Well, the Cleveland Indians obviously don't need Jose Canseco. The Tribe has landed spring training's last big prize, free agent outfielder Michael Bourn, according to Fox Sports' Ken Rosenthal.

The deal is for four years and $48 million, Rosenthal reports, with a $12 million option for a fifth year if Bourn reaches 550 plate appearances.

The speedy Bourn was a surprise free agent as pitchers and catchers reported for spring training. The Mets had been the favorites to land the 30-year-old, who was the eighth best free agent of 2012 on Yahoo! Sports' free-agent tracker.

Using WAR, Bourn's rating of 6.4 was 13th in all of baseball, higher even than fellow free agent B.J. Upton, who signed with the Atlanta Braves. Still, Bourn sat on the open market for longer than expected. People in the know assumed that agent Scott Boras was biding time and waiting (hoping?) for a team to make a big offer.

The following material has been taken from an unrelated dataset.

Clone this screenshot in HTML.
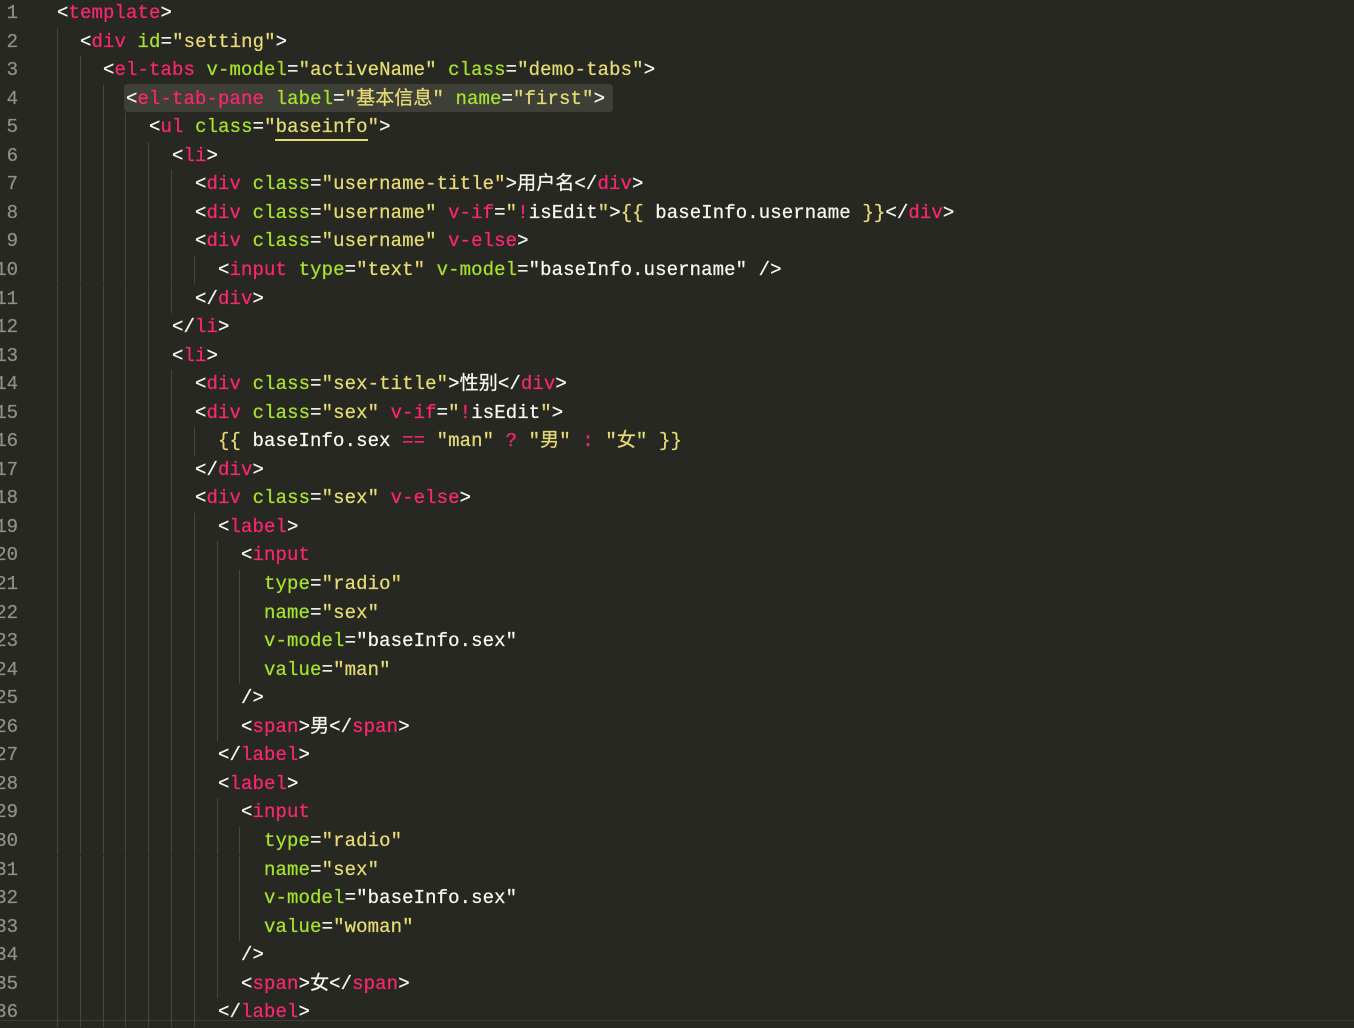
<!DOCTYPE html>
<html><head><meta charset="utf-8">
<style>
html,body{margin:0;padding:0;background:#272822;width:1354px;height:1028px;overflow:hidden}
#ed{position:relative;width:1354px;height:1028px;font-family:"Liberation Mono","Noto Sans CJK SC",monospace;font-size:19px;color:#f8f8f2;-webkit-text-stroke:0.25px}
.l{position:absolute;left:57px;height:28.55px;line-height:28.55px;white-space:pre;letter-spacing:0.1px}
.n{position:absolute;left:-40px;width:58px;text-align:right;height:28.55px;line-height:28.55px;color:#8f908a;white-space:pre}
.g{position:absolute;width:1px;background:#464741;height:28.55px}
.t{color:#f92672}.a{color:#a6e22e}.s{color:#e6db74}
.hl{position:absolute;left:124px;top:84px;width:489px;height:28px;background:#3e3f37;border-radius:4px}
.ul{position:absolute;left:275px;top:139px;width:93px;height:2px;background:#e6db74}
.bot{position:absolute;left:0;top:1020px;width:1354px;height:1px;background:#3b3c35}
</style></head><body><div id="ed">
<div class="hl"></div><div class="ul"></div><div class="bot"></div>
</div>
<script>
(function(){
function T(n){return '<span class="t">'+n+'</span>'}
function A(n){return '<span class="a">'+n+'</span>'}
function S(n){return '<span class="s">'+n+'</span>'}
var lt='&lt;',gt='&gt;';
function o(n){return lt+T(n)}
var L=[
[0,o('template')+gt],
[2,o('div')+' '+A('id')+'='+S('"setting"')+gt],
[4,o('el-tabs')+' '+A('v-model')+'='+S('"activeName"')+' '+A('class')+'='+S('"demo-tabs"')+gt],
[6,o('el-tab-pane')+' '+A('label')+'='+S('"基本信息"')+' '+A('name')+'='+S('"first"')+gt],
[8,o('ul')+' '+A('class')+'='+S('"baseinfo"')+gt],
[10,o('li')+gt],
[12,o('div')+' '+A('class')+'='+S('"username-title"')+gt+'用户名'+lt+'/'+T('div')+gt],
[12,o('div')+' '+A('class')+'='+S('"username"')+' '+T('v-if')+'='+S('"')+T('!')+'isEdit'+S('"')+gt+S('{{')+' baseInfo.username '+S('}}')+lt+'/'+T('div')+gt],
[12,o('div')+' '+A('class')+'='+S('"username"')+' '+T('v-else')+gt],
[14,o('input')+' '+A('type')+'='+S('"text"')+' '+A('v-model')+'="baseInfo.username" /'+gt],
[12,lt+'/'+T('div')+gt],
[10,lt+'/'+T('li')+gt],
[10,o('li')+gt],
[12,o('div')+' '+A('class')+'='+S('"sex-title"')+gt+'性别'+lt+'/'+T('div')+gt],
[12,o('div')+' '+A('class')+'='+S('"sex"')+' '+T('v-if')+'='+S('"')+T('!')+'isEdit'+S('"')+gt],
[14,S('{{')+' baseInfo.sex '+T('==')+' '+S('"man"')+' '+T('?')+' '+S('"男"')+' '+T(':')+' '+S('"女"')+' '+S('}}')],
[12,lt+'/'+T('div')+gt],
[12,o('div')+' '+A('class')+'='+S('"sex"')+' '+T('v-else')+gt],
[14,o('label')+gt],
[16,o('input')],
[18,A('type')+'='+S('"radio"')],
[18,A('name')+'='+S('"sex"')],
[18,A('v-model')+'="baseInfo.sex"'],
[18,A('value')+'='+S('"man"')],
[16,'/'+gt],
[16,o('span')+gt+'男'+lt+'/'+T('span')+gt],
[14,lt+'/'+T('label')+gt],
[14,o('label')+gt],
[16,o('input')],
[18,A('type')+'='+S('"radio"')],
[18,A('name')+'='+S('"sex"')],
[18,A('v-model')+'="baseInfo.sex"'],
[18,A('value')+'='+S('"woman"')],
[16,'/'+gt],
[16,o('span')+gt+'女'+lt+'/'+T('span')+gt],
[14,lt+'/'+T('label')+gt]
];
var ed=document.getElementById('ed'),h='',LH=28.55,CW=11.4;
for(var i=0;i<L.length;i++){
 var yy=(-1+i*LH).toFixed(2);
 h+='<div class="n" style="top:'+yy+'px">'+(i+1)+'</div>';
 for(var k=0;k<L[i][0]/2;k++){h+='<div class="g" style="left:'+Math.round(57+k*2*CW)+'px;top:'+yy+'px"></div>';}
 h+='<div class="l" style="top:'+yy+'px">'+' '.repeat(L[i][0])+L[i][1]+'</div>';
}
ed.insertAdjacentHTML('beforeend',h);
})();
</script>
</body></html>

For the Indians, the Bourn signing puts the bow on what's been a surprisingly strong offseason. They signed Nick Swisher and Mark Reynolds and traded for Drew Stubbs and Trevor Bauer. The sum of those moves should make Cleveland contenders in the AL Central.

New manager Terry Francona is quoted in first-day spring training reports saying he's as proud as he's even been to put on an Indians uniform this season. Now he's got one more reason to beam.

UPDATE: Yahoo Sports' Tim Brown breaks down the Bourn signing in more detail:

The Indians were slipping again toward irrelevance and perhaps in all-out free fall. They'd lost at least 93 games for the third time in four seasons. So little was working for a franchise that seems to get it together just often enough that its irrelevance, on the national landscape, is somewhat relevant.

An aggressive offseason was necessary, and general manager Chris Antonetti, backed by owner Larry Dolan, has improved a club that folded in the second half of 2012. The Indians have committed $104 million over the next four years to Swisher and Bourn alone, acquired a potential ace by trading Shin-Soo Choo for Trevor
Bauer, and took one-year shots on veterans Reynolds and Myers.

The Indians still aren't the Tigers, and might not be close. But, they're better. A solid winter makes them so. And Bourn makes them so, particularly at what is a very reasonable price.

Pitchers and catchers are reporting.